Go through the data below. List every line that holds the word "this".
----
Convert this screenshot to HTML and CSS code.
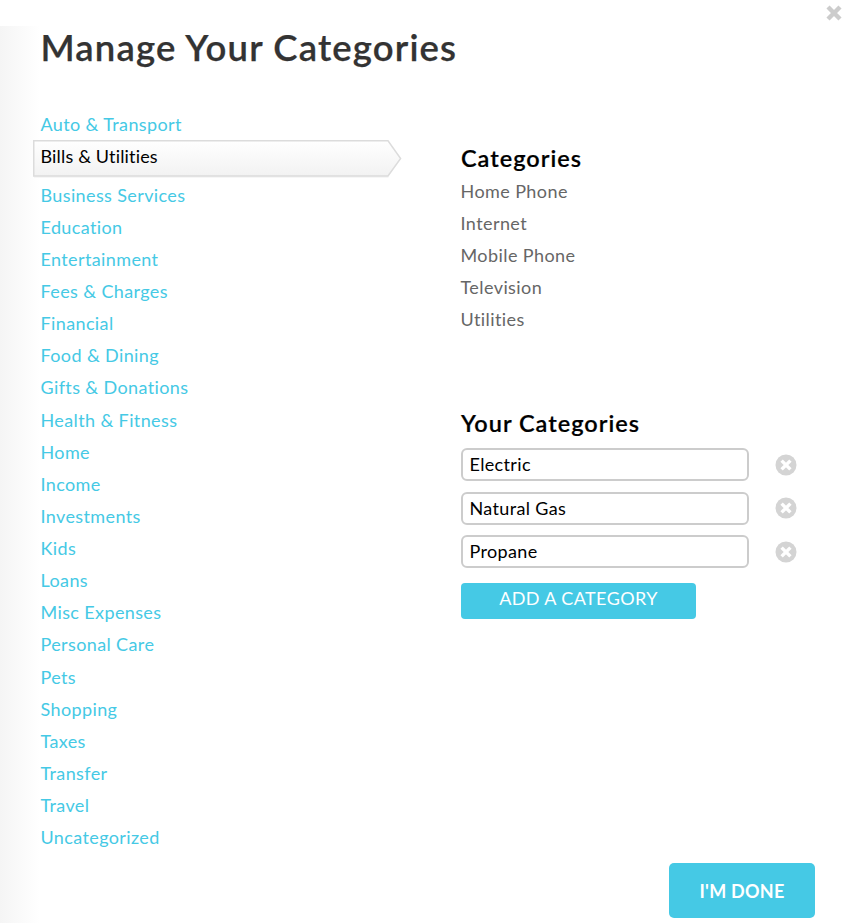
FILE: index.html
```html
<!DOCTYPE html>
<html lang="en">
<head>
<meta charset="utf-8">
<title>Manage Your Categories</title>
<link rel="stylesheet" href="styles.css">
</head>
<body>
<main class="dialog">
  <button class="close" aria-label="Close"><svg width="16" height="16" viewBox="0 0 16 16"><path d="M2 2 14 14M14 2 2 14"/></svg></button>
  <h1>Manage Your Categories</h1>
  <div class="columns">
    <ul class="groups">
      <li>Auto &amp; Transport</li>
      <li class="selected"><svg class="tab" width="369" height="38" viewBox="0 0 369 38"><defs><linearGradient id="g" x1="0" y1="0" x2="0" y2="1"><stop offset="0" stop-color="#fff"/><stop offset="1" stop-color="#f2f2f2"/></linearGradient></defs><path class="shade" d="M1 37H355.5"/><path class="face" fill="url(#g)" d="M.75 .75H355L367.6 18.5 355 36H.75Z"/></svg><span>Bills &amp; Utilities</span></li>
      <li>Business Services</li>
      <li>Education</li>
      <li>Entertainment</li>
      <li>Fees &amp; Charges</li>
      <li>Financial</li>
      <li>Food &amp; Dining</li>
      <li>Gifts &amp; Donations</li>
      <li>Health &amp; Fitness</li>
      <li>Home</li>
      <li>Income</li>
      <li>Investments</li>
      <li>Kids</li>
      <li>Loans</li>
      <li>Misc Expenses</li>
      <li>Personal Care</li>
      <li>Pets</li>
      <li>Shopping</li>
      <li>Taxes</li>
      <li>Transfer</li>
      <li>Travel</li>
      <li>Uncategorized</li>
    </ul>
    <div class="details">
      <h2>Categories</h2>
      <ul class="fixed">
        <li>Home Phone</li>
        <li>Internet</li>
        <li>Mobile Phone</li>
        <li>Television</li>
        <li>Utilities</li>
      </ul>
      <h2 class="own">Your Categories</h2>
      <div class="row"><input aria-label="Category" value="Electric"><svg class="remove" width="22" height="22" viewBox="0 0 22 22"><circle cx="11" cy="11" r="10.5"/><path d="M6.6 6.6 15.4 15.4M15.4 6.6 6.6 15.4"/></svg></div>
      <div class="row"><input aria-label="Category" value="Natural Gas"><svg class="remove" width="22" height="22" viewBox="0 0 22 22"><circle cx="11" cy="11" r="10.5"/><path d="M6.6 6.6 15.4 15.4M15.4 6.6 6.6 15.4"/></svg></div>
      <div class="row"><input aria-label="Category" value="Propane"><svg class="remove" width="22" height="22" viewBox="0 0 22 22"><circle cx="11" cy="11" r="10.5"/><path d="M6.6 6.6 15.4 15.4M15.4 6.6 6.6 15.4"/></svg></div>
      <button class="add">ADD A CATEGORY</button>
    </div>
  </div>
  <button class="done">I'M DONE</button>
</main>
</body>
</html>
```
FILE: styles.css
```css
* { box-sizing: border-box; }
body {
  margin: 0;
  background: #fff;
  font-family: Lato, "Liberation Sans", sans-serif;
  font-size: 18px;
}
.dialog {
  position: relative;
  height: 923px;
  padding: 26px 41px 0;
  background: linear-gradient(to right, #f5f5f5, #fff 40px) 0 26px no-repeat;
  overflow: hidden;
}
h1, h2, ul { margin: 0; padding: 0; list-style: none; }
h1 {
  height: 83px;
  margin-left: -.5px;
  font-size: 36.5px;
  line-height: 42px;
  font-weight: 600;
  letter-spacing: 1.15px;
  color: #333;
  -webkit-text-stroke: .25px #333;
}
button { border: 0; padding: 0; font-family: inherit; }
.close {
  position: absolute;
  top: 5px;
  right: 14px;
  width: 16px;
  height: 16px;
  background: none;
}
.close svg { display: block; }
.close path { stroke: #ccc; stroke-width: 4.4; }
.columns { display: flex; height: 754px; }
.groups { width: 420px; margin: -1px 0 0 -.5px; color: #45c9e5; letter-spacing: .38px; }
.groups li { line-height: 32.12px; }
.groups .selected {
  position: relative;
  height: 38.5px;
  color: #000;
  letter-spacing: .16px;
}
.selected span { position: relative; }
.tab { position: absolute; left: -7.5px; top: 0; }
.tab .face { stroke: #dcdcdc; stroke-width: 1.5; }
.tab .shade { stroke: #eee; stroke-width: 1; }
.details { padding-top: 33px; margin-left: .5px; }
h2 {
  font-size: 23.5px;
  line-height: 32px;
  font-weight: 600;
  letter-spacing: 1px;
  -webkit-text-stroke: .2px #000;
}
.own { height: 41px; }
.fixed { height: 233px; padding-top: 1px; margin-left: -.5px; color: #666; letter-spacing: .42px; }
.fixed li { line-height: 32px; }
.row { display: flex; align-items: center; height: 33px; margin-bottom: 10.5px; }
.row input {
  width: 288px;
  height: 33px;
  margin-right: 26px;
  padding: 0 6.5px 1px;
  border: 2px solid #ccc;
  border-radius: 6px;
  font: inherit;
  letter-spacing: .35px;
  color: #000;
  background: #fff;
}
.remove circle { fill: #d4d4d4; }
.remove path { stroke: #fff; stroke-width: 3.4; }
.add {
  display: block;
  width: 235px;
  height: 36px;
  margin-top: 15px;
  padding-bottom: 6px;
  border-radius: 4px;
  background: #45c9e5;
  color: #fff;
  font-size: 18px;
  font-weight: 400;
  letter-spacing: .4px;
}
.done {
  display: block;
  width: 146px;
  height: 55px;
  margin-left: 628px;
  padding-top: 1px;
  border-radius: 5px;
  background: #45c9e5;
  color: #fff;
  font-size: 18px;
  font-weight: 700;
  letter-spacing: .25px;
}
```
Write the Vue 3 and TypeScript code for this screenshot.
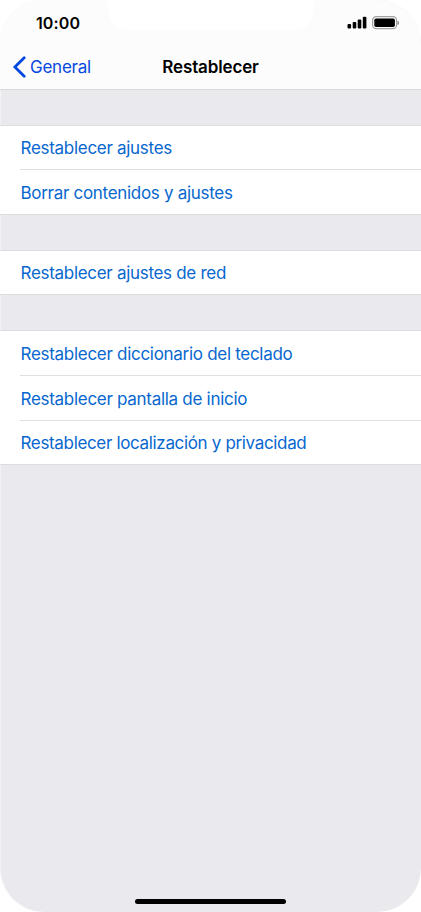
----
Expected answer ->
Convert this screenshot to HTML and CSS code.
Write the Vue 3 and TypeScript code for this screenshot.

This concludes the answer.